1.The Company has been paying rent at its present location since 1987 and, therefore, has not received any benefit from equity buildup or long-term appreciation.
2.The current and expected cost benefit of ownership versus renting is favorable to ownership.
3.The Company would have a facility that can accommodate any future growth.
4.The timing of the current real estate marketplace is favorable.
5.The purchase is a more efficient use of the Company’s available cash compared to maintaining the funds in the Company’s current investment portfolio.
6.The new building will provide the Company with a substantial improvement in the quality and appearance of its office space.
7.Ownership will provide the Company a hedge against possible future inflation of occupancy costs.

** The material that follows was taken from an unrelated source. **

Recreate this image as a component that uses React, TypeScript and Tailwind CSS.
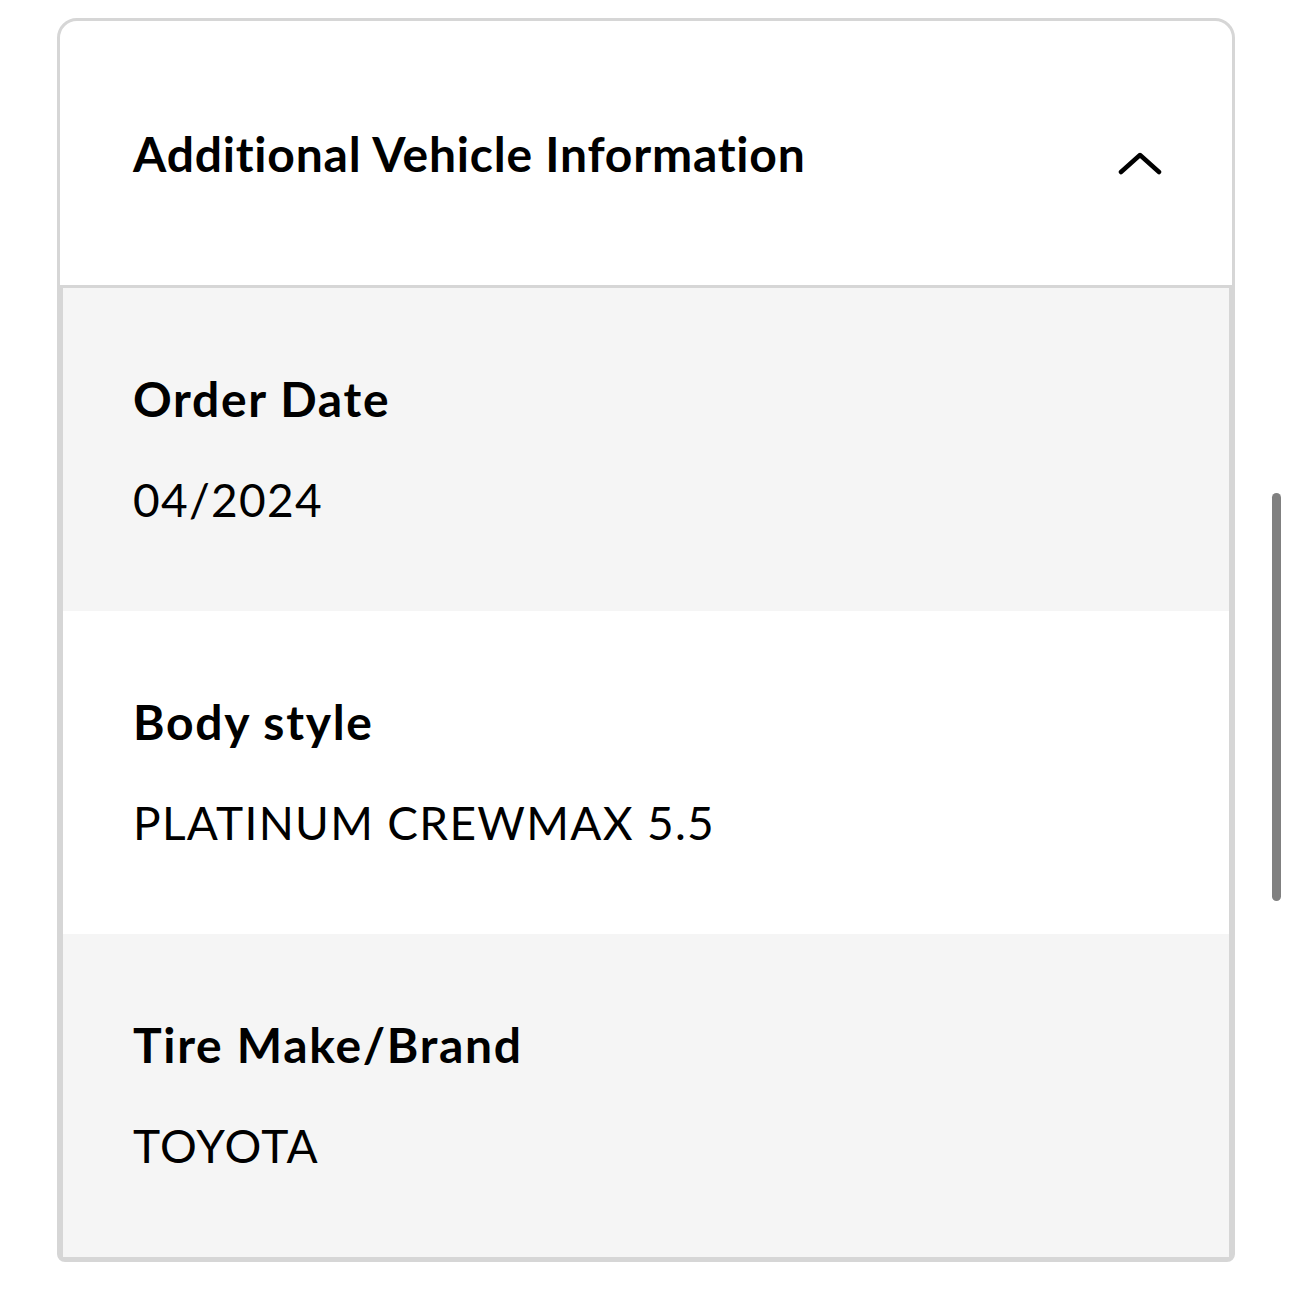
const rows = [
  { label: "Order Date", value: "04/2024", bg: "bg-[#f5f5f5]" },
  { label: "Body style", value: "PLATINUM CREWMAX 5.5", bg: "bg-white" },
  { label: "Tire Make/Brand", value: "TOYOTA", bg: "bg-[#f5f5f5]" },
];

export default function App() {
  return (
    <div className="relative h-[1290px] w-[1290px] bg-white pt-[18px] font-['Lato',sans-serif] text-black">
      <div className="ml-[57px] w-[1178px] rounded-t-[20px] rounded-b-[8px] border-[3px] border-[#d6d6d6] bg-white">
        {/* Header */}
        <div className="flex h-[267px] items-start justify-between border-b-[3px] border-[#d6d6d6] pl-[73px] pr-[70px] pt-[105px]">
          <h2 className="text-[48px] font-bold leading-[56px] tracking-[0.8px]">
            Additional Vehicle Information
          </h2>
          <svg width="44" height="26" viewBox="0 0 44 26" fill="none" className="mt-[25px]">
            <polyline
              points="3,21 22,4 41,21"
              stroke="#000"
              strokeWidth="4.5"
              strokeLinecap="round"
              strokeLinejoin="round"
            />
          </svg>
        </div>

        {/* Rows */}
        <div className="border-x-[3px] border-b-[2px] border-[#d6d6d6]">
          {rows.map((row) => (
            <div key={row.label} className={`${row.bg} pl-[70px] pt-[83px] pb-[83px]`}>
              <div className="text-[48px] font-bold leading-[56px] tracking-[1.7px]">{row.label}</div>
              <div className="mt-[45px] text-[46px] leading-[56px] tracking-[1.3px]">{row.value}</div>
            </div>
          ))}
        </div>
      </div>

      {/* Scrollbar */}
      <div className="absolute left-[1272px] top-[493px] h-[408px] w-[9px] rounded-full bg-[#808080]" />
    </div>
  );
}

The Company is in the process of completing its purchase price allocations and costs segregation analysis for the acquisition of the Calabasas building, including the determination of depreciable lives. The Company expects this analysis to be completed within one year of the purchase date. The Company’s best estimate of the fair values of the assets acquired on the purchase date of September 26, 2013, includes the land and building as reflected in the above table. No deferred charges or other assets were acquired and no liabilities were assumed.

 

Since the date of the acquisition, the Company has included the Calabasas, California land and building in its consolidated financial statements. The property has generated incremental revenue and income which was considered insignificant for the reporting period due to the timing of the acquisition.

 

Depreciation on other property and equipment located in Woodland Hills, California is computed using straight line methods over 3 to 7 years. Amortization of leasehold improvements is computed using the shorter of the useful life of the leasehold improvements or the remaining years of the lease. Depreciation and amortization expense for the nine months ended September 30, 2013 and 2012 were $161,427 and $91,129, respectively.